While the latter isn't an example of the Mourinho Factor, it could still have the same effect on the team. A mental resilience that was lacking last season in the big games could be instilled through the adversary we've faced so far. Perhaps the cirumstances weren't right for this young team to succeed last season. There wasn't a major issue for the boys to respond to early enough in the season. The response when Ramsey was scythed down was admirable but we had already lost twice to Man United and Chelsea by then.

We won't really know where the team is mentally until the final whistle blows in the match against Chelsea. But there are small signs starting to show that this team is ready to lift trophies.

Sunday, September 12, 2010

Arsenal Begin To Hit Full Flow

Arsenal 4 Bolton 1

There were a lot of positives to take from the match yesterday. We cruised to a comfortable victory with a lot of individuals putting in encouraging displays. But I want to get the negatives out of the way first.

The referee, Stuart Atwell, had a nightmare. He missed an awful lot of incidents yesterday, one of which cost Bolton their best centre-back, and just seemed completely out of his depth. And even without Cahill's sending off, Bolton could have very easily finished the game with even less than 10 men. How Kevin Davies stayed on the field after consecutive, late challenges on Rosicky and Wilshere is beyond me. He only got booked for the second one which could very easily have been a red on its own.
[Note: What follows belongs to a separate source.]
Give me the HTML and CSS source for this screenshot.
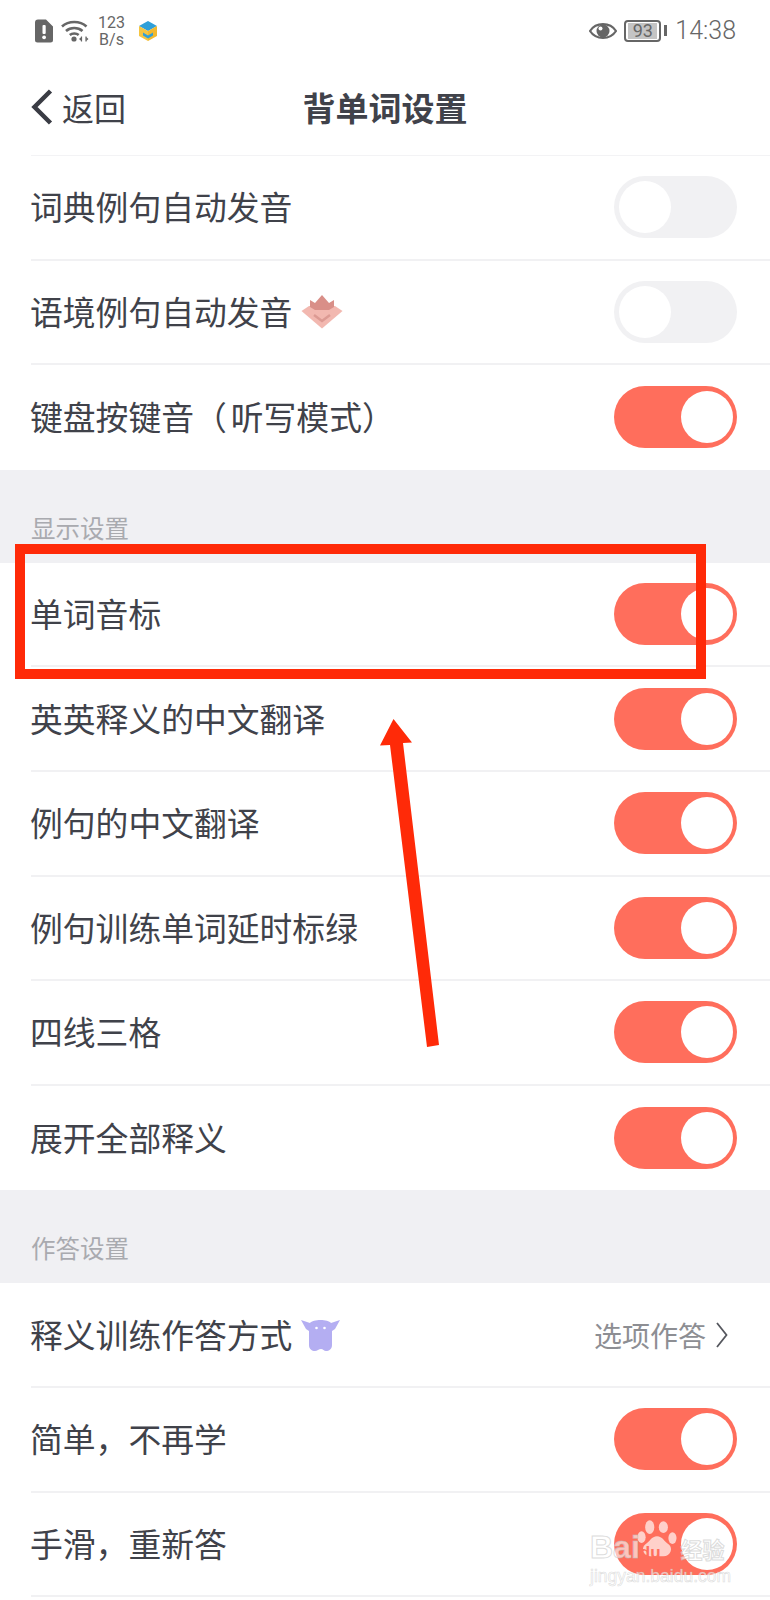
FILE: index.html
```html
<!DOCTYPE html>
<html lang="zh-CN">
<head>
  <meta charset="UTF-8">
  <title>背单词设置</title>
  <link rel="stylesheet" href="styles.css">
</head>
<body>
<div class="page">

  <div class="statusbar">
    <div class="status-left">
      <svg class="ic-alert" width="20" height="24" viewBox="0 0 20 24"><path d="M4 0.5h8l7 7V21a2.5 2.5 0 0 1-2.500 2.500H3.500A2.500 2.500 0 0 1 1 21V3.500A3 3 0 0 1 4 0.500z" fill="#666"/><rect x="8.500" y="6" width="3.200" height="9" rx="1" fill="#fff"/><circle cx="10.100" cy="18.300" r="1.900" fill="#fff"/></svg>
      <svg class="ic-wifi" width="28" height="24" viewBox="0 0 28 24" fill="none" stroke="#666" stroke-width="2.600"><path d="M1 7.500C7.500 1.500 19 1.500 25.500 7.500"/><path d="M5 12C9.500 8 17 8 21.500 12"/><path d="M8.800 16C11.200 14 15.300 14 17.700 16"/><circle cx="13" cy="20" r="2.600" fill="#666" stroke="none"/><path d="M20.500 17.500v5M25 17.500v5" stroke-width="1.200"/><path d="M20.300 18l-2.300 2 2.300 2zM25.200 18l2.300 2-2.300 2z" fill="#666" stroke="none"/></svg>
      <div class="speed"><span>123</span><span>B/s</span></div>
      <svg class="ic-cube" width="20" height="22" viewBox="0 0 20 22"><path d="M10 1l9 5-9 5-9-5z" fill="#2f9fd8"/><path d="M1 6l9 5v10l-9-5z" fill="#f5c542"/><path d="M19 6l-9 5v10l9-5z" fill="#f2b92f"/><path d="M5 12.500l5 3 5-3v3l-5 3-5-3z" fill="#2f9fd8"/></svg>
    </div>
    <div class="status-right">
      <svg class="ic-eye" width="28" height="20" viewBox="0 0 28 20"><path d="M1 10C7 0.800 21 0.800 27 10C21 19.200 7 19.200 1 10z" fill="#fff" stroke="#666" stroke-width="2.200"/><circle cx="14" cy="10" r="6.500" fill="#666"/><circle cx="11.500" cy="7.500" r="2" fill="#fff"/></svg>
      <div class="battery"><span class="battery-fill">93</span></div>
      <span class="battery-tip"></span>
      <span class="clock">14:38</span>
    </div>
  </div>

  <div class="navbar">
    <div class="nav-back">
      <svg width="22" height="36" viewBox="0 0 22 36" fill="none" stroke="#3a3c44" stroke-width="4.500"><path d="M19.500 2L3.500 18l16 16"/></svg>
      <span>返回</span>
    </div>
    <div class="nav-title">背单词设置</div>
    <div></div>
  </div>

  <div class="row">
    <span class="label">词典例句自动发音</span>
    <div class="toggle"><i></i></div>
  </div>
  <div class="row">
    <div class="label-wrap">
      <span class="label">语境例句自动发音</span>
      <svg width="42" height="34" viewBox="0 0 42 34"><path d="M0.500 16L8 11h26l7.500 5L21 33.500z" fill="#f2b8b0"/><path d="M9 12V5l5 3 7-8 7 8 5-3v7l-5 3H14z" fill="#d98f88"/><path d="M13 20l8 6 8-6" fill="none" stroke="#dc9a93" stroke-width="2.500"/></svg>
    </div>
    <div class="toggle"><i></i></div>
  </div>
  <div class="row row-last">
    <span class="label">键盘按键音<span class="paren">（</span>听写模式）</span>
    <div class="toggle on"><i></i></div>
  </div>

  <div class="section-title">显示设置</div>

  <div class="row">
    <span class="label">单词音标</span>
    <div class="toggle on"><i></i></div>
  </div>
  <div class="row">
    <span class="label">英英释义的中文翻译</span>
    <div class="toggle on"><i></i></div>
  </div>
  <div class="row">
    <span class="label">例句的中文翻译</span>
    <div class="toggle on"><i></i></div>
  </div>
  <div class="row">
    <span class="label">例句训练单词延时标绿</span>
    <div class="toggle on"><i></i></div>
  </div>
  <div class="row">
    <span class="label">四线三格</span>
    <div class="toggle on"><i></i></div>
  </div>
  <div class="row row-last">
    <span class="label">展开全部释义</span>
    <div class="toggle on"><i></i></div>
  </div>

  <div class="section-title">作答设置</div>

  <div class="row">
    <div class="label-wrap">
      <span class="label">释义训练作答方式</span>
      <svg width="40" height="33" viewBox="0 0 40 33" fill="#b4aef2"><path d="M0 2l9 3C12 1 27 1 30 5l9-3-5 9-3 2v14c0 4-3 6-6 6-2 0-3-2-5-2s-4 2-6 2c-3 0-6-2-6-6V13l-3-2z"/><circle cx="15.500" cy="10" r="1.300" fill="#fff"/><circle cx="23.500" cy="10" r="1.300" fill="#fff"/></svg>
    </div>
    <div class="row-value">
      <span>选项作答</span>
      <svg width="12" height="26" viewBox="0 0 12 26" fill="none" stroke="#55575e" stroke-width="1.800"><path d="M1 1l9.500 12L1 25"/></svg>
    </div>
  </div>
  <div class="row">
    <span class="label">简单，不再学</span>
    <div class="toggle on"><i></i></div>
  </div>
  <div class="row">
    <span class="label">手滑，重新答</span>
    <div class="toggle on"><i></i></div>
  </div>

  <!-- 截图上的红色标注 -->
  <div class="mark-box"></div>
  <svg class="mark-arrow" width="770" height="1600" viewBox="0 0 770 1600"><path d="M393.500 719L412 742.500 403 743 439 1045 427 1047 390 745 380 745.500z" fill="#ff2a08"/></svg>

  <!-- 水印 -->
  <div class="watermark">
    <svg class="wm-paw" width="40" height="42" viewBox="0 0 44 44" fill="#fff" fill-opacity=".68"><ellipse cx="14" cy="9" rx="5" ry="7.500"/><ellipse cx="29" cy="9" rx="5" ry="6.500"/><ellipse cx="5" cy="20" rx="4.500" ry="6.500"/><ellipse cx="39" cy="21" rx="4.500" ry="6.500"/><path d="M22 19c6 0 8 6 13 9 5 4 2 13-6 13H15C7 41 4 32 9 28c5-3 7-9 13-9z"/></svg>
    <div class="wm-top">
      <span class="wm-bai">Bai</span>
      <span class="wm-du">du</span>
      <span class="wm-jy">经验</span>
    </div>
    <div class="wm-url">jingyan.baidu.com</div>
  </div>

</div>
</body>
</html>
```

FILE: styles.css
```css
* {
  box-sizing: border-box;
}

html, body {
  margin: 0;
  padding: 0;
  background-color: #fff;
}

body {
  font-family: "Noto Sans CJK SC", "Noto Sans", sans-serif;
  color: #40424a;
  text-spacing-trim: space-all;
}

.page {
  position: relative;
  width: 770px;
  height: 1600px;
  overflow: hidden;
}

/* status bar */
.statusbar {
  display: flex;
  justify-content: space-between;
  align-items: center;
  height: 61px;
  padding: 0 34px;
  color: #666;
  font-family: Roboto, sans-serif;
}

.status-left, .status-right {
  display: flex;
  align-items: center;
}

.ic-wifi {
  margin-left: 7px;
}

.speed {
  display: flex;
  flex-direction: column;
  align-items: center;
  margin-left: 9px;
  font-size: 16px;
  line-height: 17px;
}

.ic-cube {
  margin-left: 13px;
}

.ic-eye {
  margin-right: 7px;
}

.battery {
  display: flex;
  width: 37px;
  height: 22px;
  padding: 1px 2px;
  border: 2px solid #666;
  border-radius: 4px;
}

.battery-fill {
  flex: 1;
  background-color: #c4c4c4;
  font-size: 18px;
  line-height: 16px;
  text-align: center;
}

.battery-tip {
  width: 3px;
  height: 11px;
  margin-left: 3px;
  background-color: #666;
}

.clock {
  margin-left: 8px;
  font-size: 25px;
  font-weight: 300;
}

/* nav */
.navbar {
  display: grid;
  grid-template-columns: 1fr auto 1fr;
  align-items: center;
  height: 95px;
  margin-left: 31px;
  padding-bottom: 2px;
  padding-right: 31px;
  border-bottom: 1px solid #f3f3f5;
}

.nav-back {
  display: flex;
  align-items: center;
  gap: 9px;
  font-size: 32px;
}

.nav-title {
  font-size: 33px;
  font-weight: 700;
}

/* rows */
.row {
  display: flex;
  justify-content: space-between;
  align-items: center;
  height: 104.600px;
  margin-left: 31px;
  padding-right: 33px;
  border-bottom: 2px solid #f1f1f3;
}

.row-last {
  border-bottom: 0;
}

.label {
  margin-left: -1px;
  padding-bottom: 2px;
  font-size: 32.800px;
  line-height: 44px;
}

.paren {
  letter-spacing: 4px;
}

.label-wrap {
  display: flex;
  align-items: center;
  gap: 9px;
}

.row-value {
  display: flex;
  align-items: center;
  gap: 10px;
  margin-right: 9px;
  font-size: 28px;
  color: #8d8e93;
}

.section-title {
  height: 93px;
  padding: 40px 0 0 31px;
  background-color: #f0f0f3;
  font-size: 24.500px;
  line-height: 36px;
  color: #a9aaaf;
}

/* switch */
.toggle {
  display: flex;
  align-items: center;
  width: 123px;
  height: 62px;
  padding: 0 4.500px;
  border-radius: 31px;
  background-color: #f1f1f3;
}

.toggle i {
  width: 52px;
  height: 52px;
  border-radius: 50%;
  background-color: #fff;
}

.toggle.on {
  justify-content: flex-end;
  background-color: #ff6e5c;
}

/* annotation */
.mark-box {
  position: absolute;
  left: 15px;
  top: 544px;
  width: 691px;
  height: 135px;
  border: 10.500px solid #ff2a08;
}

.mark-arrow {
  position: absolute;
  left: 0;
  top: 0;
}

/* watermark */
.watermark {
  position: absolute;
  left: 590px;
  top: 1518px;
  width: 150px;
  height: 70px;
  color: rgba(255, 255, 255, .6);
}

.wm-top {
  position: relative;
  display: flex;
  align-items: baseline;
  height: 48px;
  font-family: "Liberation Sans", sans-serif;
  font-weight: 700;
  -webkit-text-stroke: 1px rgba(190, 190, 190, .55);
}

.wm-bai {
  font-size: 32px;
  line-height: 58px;
}

.wm-du {
  color: #ff6e5c;
  font-size: 17px;
  -webkit-text-stroke: 0;
}

.wm-jy {
  margin-left: 20px;
  font-family: "Noto Sans CJK SC", sans-serif;
  font-size: 22px;
}

.wm-paw {
  position: absolute;
  left: 47px;
  top: 0;
}

.wm-url {
  font-family: "Liberation Sans", sans-serif;
  font-size: 17.500px;
  line-height: 20px;
  white-space: nowrap;
  -webkit-text-stroke: .6px rgba(190, 190, 190, .55);
}
```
Then in the second half he missed a foul by Song on the edge of the Arsenal penalty area. Not to be harsh on Song or anything, but it was a blatant trip. Then the ball came to Chamakh on the sideline and he flicked a beautiful pass through the legs of Cahill and onto Arshavin, getting clattered by the Bolton player in the process. A tackle from behind is a red card so, in my opinion there was no debate. However, it shouldn't have happened because it should have been a free-kick to Bolton.

The worst one of all though was Robinson's foul on Diaby. It was an horrendous challenge. Over the ball, studs up and right into Diaby's leg. If Diaby hadn't managed to get his weight off his leg, it would have snapped. And Atwell didn't even dish out a booking. Idiot.

Anyway to the positives of the match. First of all I want to mention and really hard working performance by Arshavin. He was constantly moving along Bolton's backline and gave them a torrid time. Chamakh grew into the game as it progressed and scored with a powerful header. Almunia had the jitters at times with a few back passes but looked okay after that. Squillaci gave a good account of himself but probably needs a couple of more games to get into the full swing of things. His partner Koscielny had one bad header back to Almunia that lead to the goal but apart from that was pretty good. Fabregas wasn't his brilliant best but set up three goals and some other good chances all the same. Song had the unusual role of driving forward from midfield and scored an excellent goal.

My man of the match would have to go to Rosicky. He was on fire and covered the whole pitch despite being picked on the right of the front three. His pass to Arshavin early on was world-class and I think that he is getting back to his world-class best. He's had an electric start to the season and I hope that this isn't a false dawn and that his form continues like this. Because if it does he'll be impossible to keep out of the side.

Next up is the Portuguese side Braga in the Champions League. They knocked out Celtic and Sevilla in the qualifiers so they obviously have some pedigree. Our next game after that is Sunderland away in the league. Last season we went there with a major interlull hangover having lost Van Persie for 5 months and with Bendtner also out, had no one to spearhead the attack.

Anyway it's Braga next and a win would build the foundations for qualification to the next stage. Hopefully Diaby's injury isn't serious and no one else picked up any injuries this weekend.